[dm-devel] [PATCH] dm writecache: SB remove seq_count

Tue Jan 14 14:50:20 UTC 2020

On Mon, 13 Jan 2020, Maged Mokhtar wrote:

> 
> 
> > Hi
> > 
> > 
> > On Thu, 2 Jan 2020, Maged Mokhtar wrote:
> > 
> > > Any feedback on this patch please.
> > 
> > This will definitely not work for persistent memory - it could corrupt
> > data if a crash happens. The CPU can flush data in arbitrary order and it
> > may happen that the seq count is flushed before the pertaining data.
> > 
> > As for SSD mode - we could avoid updating the refcount in the superblock,
> > but it wouldn't be much helpful.
> > 
> > I.e. normally, commit is done this way:
> > 1. submit data writes
> > 2. submit metadata writes
> > 3. flush disk cache
> > 4. submit the write of superblock with increased seq_count
> > 5. flush disk cache
> > 
> > If we wanted to avoid writing the seq_count, we would need to change it
> > to:
> > 1. submit data writes
> > 2. flush disk cache
> > 3. submit metadata writes
> > 4. flush disk cache
> > 
> > - i.e. it sill needs two disk cache flushes per one commit request - and
> > it is not much better than the existing solution.
> > 
> > Mikulas
> > 
> 
> 
> Hi Mikulas,
> 
> I appreciate your review. For SSD mode, I see the advantages of SB writes for
> handling crash recovery and agree with what you say. Note however that after a
> crash a proper client should not assume the data is valid on a device, only at
> the point it last issued a successful flush should the data be consistent,

Yes.

> after this it should not assume so. A filesystem/db should handle
> journals/transaction at a higher level than the device. But again anything we
> can do on the device/target to make things more consistent, the better, so i
> agree there.
> 
> There is also limit to what the current crash recovery code can do, as i
> understand it if you have metadata already committed, their seq count is not
> incremented for new io on the same blocks, the crash recovery code will
> therefore not detect or recover cases where new data is written to existing 4k
> blocks at the time of crash, some blocks will end up with new data, others
> will not. Again this is my understanding so i could be wrong.

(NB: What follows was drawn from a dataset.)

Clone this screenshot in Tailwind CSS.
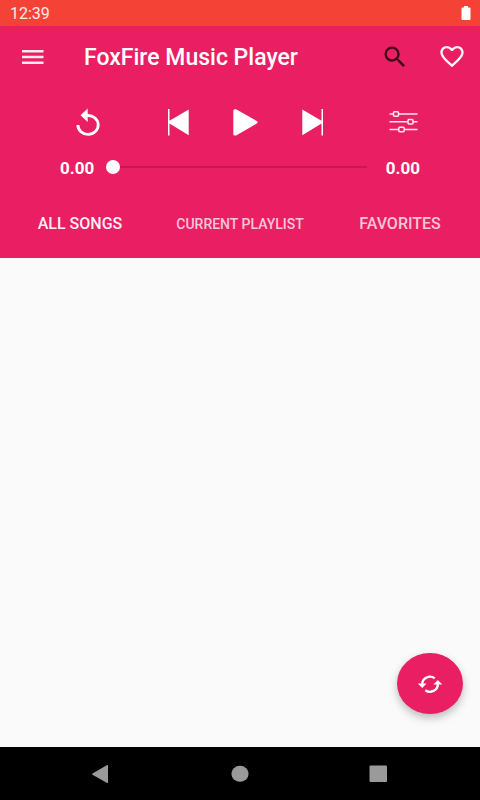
<!DOCTYPE html>
<html lang="en">
<head>
<meta charset="utf-8">
<meta name="viewport" content="width=device-width, initial-scale=1">
<title>FoxFire Music Player</title>
<script src="https://cdn.jsdelivr.net/npm/@tailwindcss/browser@4"></script>
</head>
<body class="flex min-h-screen flex-col bg-[#fafafa] font-['Roboto',sans-serif] text-white">
  <div class="flex h-[26px] items-center justify-between bg-[#f44336] pr-2 pl-[10px]">
    <span class="pt-[2px] text-base leading-6 text-white/90">12:39</span>
    <svg class="h-[15px] w-3" viewBox="0 0 12 15" fill="currentColor" aria-label="Battery full"><path d="M4 0h4v1.500h1.500a1 1 0 0 1 1 1v10.500a1 1 0 0 1-1 1h-7a1 1 0 0 1-1-1V2.500a1 1 0 0 1 1-1H4z"/></svg>
  </div>

  <header class="bg-[#e91e63]">
    <div class="flex h-[62px] items-center pr-[14px] pl-[18px]">
      <button type="button" aria-label="Open menu" class="mr-9 text-white/90">
        <svg class="h-7 w-[30px]" viewBox="0 0 30 28" fill="currentColor"><path d="M4 7h21.500v2.500H4zM4 12.700h21.500v2.500H4zM4 18.400h21.500v2.500H4z"/></svg>
      </button>
      <h1 class="flex-1 pt-[2px] text-[23px] leading-8 font-medium whitespace-nowrap">FoxFire Music Player</h1>
      <button type="button" aria-label="Search" class="mr-[29px] text-[#3a0819]">
        <svg class="h-7 w-7" viewBox="0 0 24 24" fill="currentColor"><path d="M15.500 14h-.79l-.28-.27A6.470 6.470 0 0 0 16 9.500 6.500 6.500 0 1 0 9.500 16c1.610 0 3.090-.59 4.230-1.570l.27.28v.79l5 4.990L20.490 19l-4.990-5zm-6 0C7.010 14 5 11.990 5 9.500S7.010 5 9.500 5 14 7.010 14 9.500 11.990 14 9.500 14z"/></svg>
      </button>
      <button type="button" aria-label="Favorite" class="text-white/95">
        <svg class="h-7 w-7" viewBox="0 0 24 24" fill="currentColor"><path d="M16.500 2.500c-1.740 0-3.410.81-4.500 2.090C10.910 3.310 9.240 2.500 7.500 2.500 4.420 2.500 2 4.920 2 8c0 3.780 3.400 6.860 8.550 11.540L12 20.850l1.450-1.320C18.600 14.860 22 11.780 22 8c0-3.080-2.420-5.500-5.500-5.500zm-4.400 15.550l-.1.100-.1-.1C7.140 13.740 4 10.890 4 8c0-2 1.500-3.500 3.500-3.500 1.540 0 3.040.99 3.570 2.360h1.870C13.460 5.490 14.960 4.500 16.500 4.500c2 0 3.500 1.500 3.500 3.500 0 2.890-3.140 5.740-7.900 10.050z"/></svg>
      </button>
    </div>

    <div class="flex h-[67px] items-center justify-between pr-[61px] pl-[72px]">
      <button type="button" aria-label="Repeat">
        <svg class="h-8 w-8" viewBox="0 0 32 32" fill="currentColor"><path d="M15.700 2.600V8.100A11.600 10.800 0 1 1 4.400 19H7.400A8.700 8 0 1 0 15.700 11V16L8.500 9.300z"/></svg>
      </button>
      <div class="flex gap-[35px]">
        <button type="button" aria-label="Previous">
          <svg class="h-8 w-8" viewBox="0 0 32 32" fill="currentColor"><path d="M5 3h1.500v11.700L25.700 3.400v25.800L6.500 17.400V29.500H5z"/></svg>
        </button>
        <button type="button" aria-label="Play">
          <svg class="h-8 w-8" viewBox="0 0 32 32" fill="currentColor" stroke="currentColor" stroke-width="3" stroke-linejoin="round"><path d="M4.800 4.800h1L26 16.300 5.800 27.900h-1z"/></svg>
        </button>
        <button type="button" aria-label="Next">
          <svg class="h-8 w-8" viewBox="0 0 32 32" fill="currentColor"><path d="M26 3h-1.500v11.700L5.300 3.400v25.800L24.500 17.400V29.500H26z"/></svg>
        </button>
      </div>
      <button type="button" aria-label="Equalizer" class="text-white/90">
        <svg class="h-8 w-8" viewBox="0 0 32 32" fill="none" stroke="currentColor" stroke-width="1.500"><path d="M2.500 8H6M11.500 8h19M2.500 15.700h18M26.500 15.700h4M2.500 23.500h9M17.500 23.500h13"/><rect x="6.500" y="5.700" width="5" height="4.600" rx="1"/><rect x="21" y="13.400" width="5" height="4.600" rx="1"/><rect x="11.800" y="21.200" width="5.400" height="4.600" rx="1"/></svg>
      </button>
    </div>

    <div class="flex h-6 items-center gap-3 px-[60px] text-[17px] leading-6 font-bold">
      <span class="pt-[2px]">0.00</span>
      <input type="range" min="0" max="100" value="0" aria-label="Song position" class="h-[14px] min-w-0 flex-1 appearance-none bg-transparent bg-[linear-gradient(#c5194f,#c5194f)] bg-[length:calc(100%-14px)_2px] bg-center bg-no-repeat [&::-webkit-slider-thumb]:h-[14px] [&::-webkit-slider-thumb]:w-[14px] [&::-webkit-slider-thumb]:appearance-none [&::-webkit-slider-thumb]:rounded-full [&::-webkit-slider-thumb]:bg-white">
      <span class="pt-[2px]">0.00</span>
    </div>

    <div role="tablist" class="grid h-[79px] grid-cols-3 pt-[10px] font-medium text-white/75">
      <button type="button" role="tab" aria-selected="true" class="text-base text-white/95">ALL SONGS</button>
      <button type="button" role="tab" aria-selected="false" class="text-sm whitespace-nowrap">CURRENT PLAYLIST</button>
      <button type="button" role="tab" aria-selected="false" class="text-base">FAVORITES</button>
    </div>
  </header>

  <main class="flex flex-1 items-end justify-end pr-[17px] pb-[33px]">
    <button type="button" aria-label="Refresh songs" class="flex h-[61px] w-[66px] items-center justify-center rounded-[50%] bg-[#e91e63] shadow-[0_4px_8px_rgba(0,0,0,0.25)]">
      <svg class="h-6 w-7" viewBox="0 0 28 24" fill="none" stroke="currentColor" stroke-width="2.300"><path d="M6.200 12.500A7.800 7.500 0 0 1 18.700 6.300M21.800 12A7.800 7.500 0 0 1 9.300 18.200"/><path fill="currentColor" stroke="none" d="M1.800 11.500h8.800l-4.400 4.500zM17.400 12.500h8.800l-4.400-4.500z"/></svg>
    </button>
  </main>

  <nav aria-label="System" class="flex h-[53px] items-center justify-between bg-black pr-[90px] pl-[88px] text-[#9a9a9a]">
    <button type="button" aria-label="Back"><svg class="h-6 w-6" viewBox="0 0 24 24" fill="currentColor"><path d="M20 3.500v17a.5.5 0 0 1-.8.4L4.500 12.700a.7.7 0 0 1 0-1.200L19.200 3.100a.5.5 0 0 1 .8.400z"/></svg></button>
    <button type="button" aria-label="Home"><svg class="h-6 w-6" viewBox="0 0 24 24" fill="currentColor"><ellipse cx="13" cy="11.800" rx="8.600" ry="8"/></svg></button>
    <button type="button" aria-label="Recent apps"><svg class="h-6 w-6" viewBox="0 0 24 24" fill="currentColor"><rect x="3.500" y="3.500" width="17.500" height="16.500" rx="1"/></svg></button>
  </nav>
</body>
</html>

If the userspace writes some block, it is unspecified if the block will 
contain old data or new data after a crash. (the SCSI standard at some 
point even specified that the written block may contain arbitrary data - 
not just old or new).

> I think if crash consistency needs to be enhanced, it should take into account
> that most consumer/non-enterprise SSDs do not offer power loss protection. For

Both SATA and SCSI standard have command that flushes the cache in the 
disk or SSD. If the SSD ignores this command, it is broken.

> many such devices power loss can corrupt data that is already written as they
> commit data in larger chunks via a read/modify/erase/write cycle. It is
> particularly bad for metadata as it could affect many data blocks. Maybe it
> could be good to have metadata writes via transactions or journaling, dm-cache
> and thin provisioning do something like this i think.

Both dm-cache and dm-writecache use the flush command to write the device 
cache.

> i also think your suggestion of:
> > If we wanted to avoid writing the seq_count, we would need to change it
> > to:
> > 1. submit data writes
> > 2. flush disk cache
> > 3. submit metadata writes
> > 4. flush disk cache
> 
> could be better in terms of prolonging SSD lifetime, as currently the
> superblock gets much higher write frequency.

The SSDs allocate new blocks with each write, so it doesn't matter that we 
write the same block multiple times. With real persistent memory, it may 
be an issue.

> /Maged

Mikulas